À gauche, on ne se trompe pas non plus sur le caractère politique du message envoyé par cette condamnation. Sur X, Alexis Corbière – l'ex-Insoumis brouillé avec Jean-Luc Mélenchon – s'en réjouit : « Après Chirac, cette nouvelle condamnation d'un ex-président de la République doit sonner la fin de la monarchie présidentielle, de son irresponsabilité, la fin de la Ve République. » Cependant, plusieurs personnalités classées à gauche ont le courage de dénoncer ce verdict. Notamment le journaliste Jean-Michel Apathie dans un tweet dont voici la conclusion : « [...] franchement, je ne comprends pas comment des juges ont pu rendre, au nom du peuple français, une décision aussi aberrante, inquiétante et finalement injuste. » Signalons aussi ce dessin éloquent de Plantu (ici sur X).

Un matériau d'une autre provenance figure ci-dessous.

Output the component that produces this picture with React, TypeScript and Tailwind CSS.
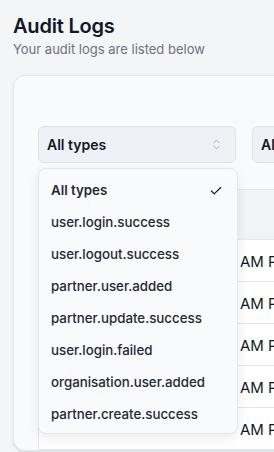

« Le principe général, en droit français, est qu'on ne saurait condamner une personne sur le fondement de la seule intention qu'elle aurait pu avoir de commettre une infraction », explique Bertrand Saint-Germain, docteur en droit et essayiste, interviewé par Atlantico (en lien ci-dessous).
Nicolas Sarkozy a été condamné à cinq ans d'emprisonnement pour « association de malfaiteurs ».

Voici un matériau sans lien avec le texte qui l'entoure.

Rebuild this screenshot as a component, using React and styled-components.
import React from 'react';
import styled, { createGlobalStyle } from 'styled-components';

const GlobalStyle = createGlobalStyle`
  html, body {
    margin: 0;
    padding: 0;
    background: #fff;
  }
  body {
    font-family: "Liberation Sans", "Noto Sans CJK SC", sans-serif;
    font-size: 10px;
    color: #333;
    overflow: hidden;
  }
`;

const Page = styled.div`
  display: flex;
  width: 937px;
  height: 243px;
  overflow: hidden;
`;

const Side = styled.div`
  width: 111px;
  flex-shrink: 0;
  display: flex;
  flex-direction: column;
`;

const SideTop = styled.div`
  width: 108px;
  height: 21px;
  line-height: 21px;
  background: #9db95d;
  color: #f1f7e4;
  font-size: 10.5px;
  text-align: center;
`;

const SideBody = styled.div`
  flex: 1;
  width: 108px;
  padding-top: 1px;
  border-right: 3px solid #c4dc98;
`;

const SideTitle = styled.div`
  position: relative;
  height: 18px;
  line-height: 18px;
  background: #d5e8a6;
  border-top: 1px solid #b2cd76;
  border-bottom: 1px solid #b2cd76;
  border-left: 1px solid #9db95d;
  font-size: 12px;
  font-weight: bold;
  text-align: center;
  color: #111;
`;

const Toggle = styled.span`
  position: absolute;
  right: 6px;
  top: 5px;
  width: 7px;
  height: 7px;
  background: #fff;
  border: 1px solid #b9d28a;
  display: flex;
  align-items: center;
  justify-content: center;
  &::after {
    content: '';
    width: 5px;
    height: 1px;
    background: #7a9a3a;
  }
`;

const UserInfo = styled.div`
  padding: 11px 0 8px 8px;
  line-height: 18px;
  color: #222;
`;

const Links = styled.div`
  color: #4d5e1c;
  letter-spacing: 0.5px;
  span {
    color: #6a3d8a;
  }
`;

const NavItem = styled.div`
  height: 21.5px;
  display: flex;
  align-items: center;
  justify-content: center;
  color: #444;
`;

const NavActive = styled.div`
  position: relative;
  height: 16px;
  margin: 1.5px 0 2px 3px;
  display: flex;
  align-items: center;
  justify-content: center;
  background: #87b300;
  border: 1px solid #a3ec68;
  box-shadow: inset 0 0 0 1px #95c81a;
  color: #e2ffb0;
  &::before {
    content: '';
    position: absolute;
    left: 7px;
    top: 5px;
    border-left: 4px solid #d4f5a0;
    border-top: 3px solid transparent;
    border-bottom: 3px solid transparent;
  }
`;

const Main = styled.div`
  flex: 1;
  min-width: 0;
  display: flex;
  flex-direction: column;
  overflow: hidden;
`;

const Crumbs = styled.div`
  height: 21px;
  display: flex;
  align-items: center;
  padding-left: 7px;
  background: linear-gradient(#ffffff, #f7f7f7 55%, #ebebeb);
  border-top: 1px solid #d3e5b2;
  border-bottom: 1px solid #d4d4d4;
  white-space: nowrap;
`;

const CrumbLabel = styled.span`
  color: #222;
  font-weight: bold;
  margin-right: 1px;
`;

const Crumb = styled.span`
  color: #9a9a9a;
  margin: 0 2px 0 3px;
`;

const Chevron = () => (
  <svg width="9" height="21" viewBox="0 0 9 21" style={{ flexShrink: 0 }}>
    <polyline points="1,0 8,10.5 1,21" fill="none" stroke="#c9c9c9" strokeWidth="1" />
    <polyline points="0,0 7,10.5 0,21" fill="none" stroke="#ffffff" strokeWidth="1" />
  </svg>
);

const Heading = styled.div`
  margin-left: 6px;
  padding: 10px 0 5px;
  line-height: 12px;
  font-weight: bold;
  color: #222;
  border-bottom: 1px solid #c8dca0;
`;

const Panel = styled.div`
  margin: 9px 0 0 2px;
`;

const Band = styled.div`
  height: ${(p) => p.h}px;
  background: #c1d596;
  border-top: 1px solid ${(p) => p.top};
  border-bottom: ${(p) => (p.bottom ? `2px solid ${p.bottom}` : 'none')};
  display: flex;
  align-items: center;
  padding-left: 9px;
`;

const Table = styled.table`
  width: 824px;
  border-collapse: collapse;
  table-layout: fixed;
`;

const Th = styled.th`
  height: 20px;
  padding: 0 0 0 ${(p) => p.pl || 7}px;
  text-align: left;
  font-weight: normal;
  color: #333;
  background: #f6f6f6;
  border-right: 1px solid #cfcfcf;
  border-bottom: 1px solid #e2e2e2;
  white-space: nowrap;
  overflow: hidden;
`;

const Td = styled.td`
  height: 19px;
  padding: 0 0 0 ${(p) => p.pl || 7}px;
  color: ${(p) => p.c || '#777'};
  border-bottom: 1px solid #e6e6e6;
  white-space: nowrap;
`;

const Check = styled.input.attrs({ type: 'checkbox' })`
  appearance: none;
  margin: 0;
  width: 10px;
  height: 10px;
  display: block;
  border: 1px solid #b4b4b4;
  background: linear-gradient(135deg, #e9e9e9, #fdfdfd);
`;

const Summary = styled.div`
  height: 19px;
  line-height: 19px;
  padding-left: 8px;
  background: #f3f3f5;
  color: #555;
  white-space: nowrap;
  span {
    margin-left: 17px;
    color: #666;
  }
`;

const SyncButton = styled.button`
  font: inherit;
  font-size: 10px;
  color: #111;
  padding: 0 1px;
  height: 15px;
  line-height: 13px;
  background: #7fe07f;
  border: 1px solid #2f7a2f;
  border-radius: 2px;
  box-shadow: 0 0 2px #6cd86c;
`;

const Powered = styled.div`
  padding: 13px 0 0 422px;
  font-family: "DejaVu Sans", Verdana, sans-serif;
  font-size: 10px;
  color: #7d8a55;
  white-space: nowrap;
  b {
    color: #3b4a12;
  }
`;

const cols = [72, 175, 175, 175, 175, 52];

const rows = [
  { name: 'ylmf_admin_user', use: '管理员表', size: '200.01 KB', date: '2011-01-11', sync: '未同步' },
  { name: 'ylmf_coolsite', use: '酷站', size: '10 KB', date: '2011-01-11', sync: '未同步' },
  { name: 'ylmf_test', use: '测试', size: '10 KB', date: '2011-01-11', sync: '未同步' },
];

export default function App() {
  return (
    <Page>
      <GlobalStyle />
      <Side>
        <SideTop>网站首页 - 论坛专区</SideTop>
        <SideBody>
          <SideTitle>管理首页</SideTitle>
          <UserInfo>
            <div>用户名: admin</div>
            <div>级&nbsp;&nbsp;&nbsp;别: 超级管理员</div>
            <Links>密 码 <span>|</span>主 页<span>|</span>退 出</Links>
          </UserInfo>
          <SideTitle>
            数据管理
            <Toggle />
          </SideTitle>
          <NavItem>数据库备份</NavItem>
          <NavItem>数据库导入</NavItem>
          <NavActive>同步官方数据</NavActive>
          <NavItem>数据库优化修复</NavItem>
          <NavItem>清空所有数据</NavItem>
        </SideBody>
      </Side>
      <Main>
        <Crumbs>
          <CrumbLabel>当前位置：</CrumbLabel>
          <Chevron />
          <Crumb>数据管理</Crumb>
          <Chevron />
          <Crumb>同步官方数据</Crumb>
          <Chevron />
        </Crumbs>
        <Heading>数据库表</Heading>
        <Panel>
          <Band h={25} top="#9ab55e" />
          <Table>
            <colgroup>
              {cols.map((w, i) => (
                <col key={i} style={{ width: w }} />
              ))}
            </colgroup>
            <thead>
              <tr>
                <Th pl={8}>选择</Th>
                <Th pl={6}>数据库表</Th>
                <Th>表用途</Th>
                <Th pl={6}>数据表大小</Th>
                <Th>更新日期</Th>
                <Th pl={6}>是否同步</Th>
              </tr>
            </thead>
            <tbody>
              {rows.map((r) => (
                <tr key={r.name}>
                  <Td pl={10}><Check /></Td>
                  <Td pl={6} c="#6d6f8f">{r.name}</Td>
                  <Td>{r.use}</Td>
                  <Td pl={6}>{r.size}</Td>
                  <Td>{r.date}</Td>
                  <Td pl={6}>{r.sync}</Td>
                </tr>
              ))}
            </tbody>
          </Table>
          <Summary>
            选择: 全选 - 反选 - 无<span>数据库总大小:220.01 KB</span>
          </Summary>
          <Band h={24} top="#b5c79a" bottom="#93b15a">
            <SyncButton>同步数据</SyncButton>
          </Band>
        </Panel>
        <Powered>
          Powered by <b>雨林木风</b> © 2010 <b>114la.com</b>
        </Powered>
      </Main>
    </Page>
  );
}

La « mesure de sûreté » de l'exécution provisoire consiste à l'incarcérer sans attendre l'appel.
Jamais un président de la République n'avait été emprisonné.
François Bayrou avait été relaxé dans l'affaire des assistants parlementaires de son parti, sous prétexte qu'une hypothèse ne peut pas fonder une culpabilité. Désormais, avec Nicolas Sarkozy, on constate l'inversion d'un des principes fondamentaux du droit français : la charge de la preuve incombe à l'accusé et non plus à l'accusation.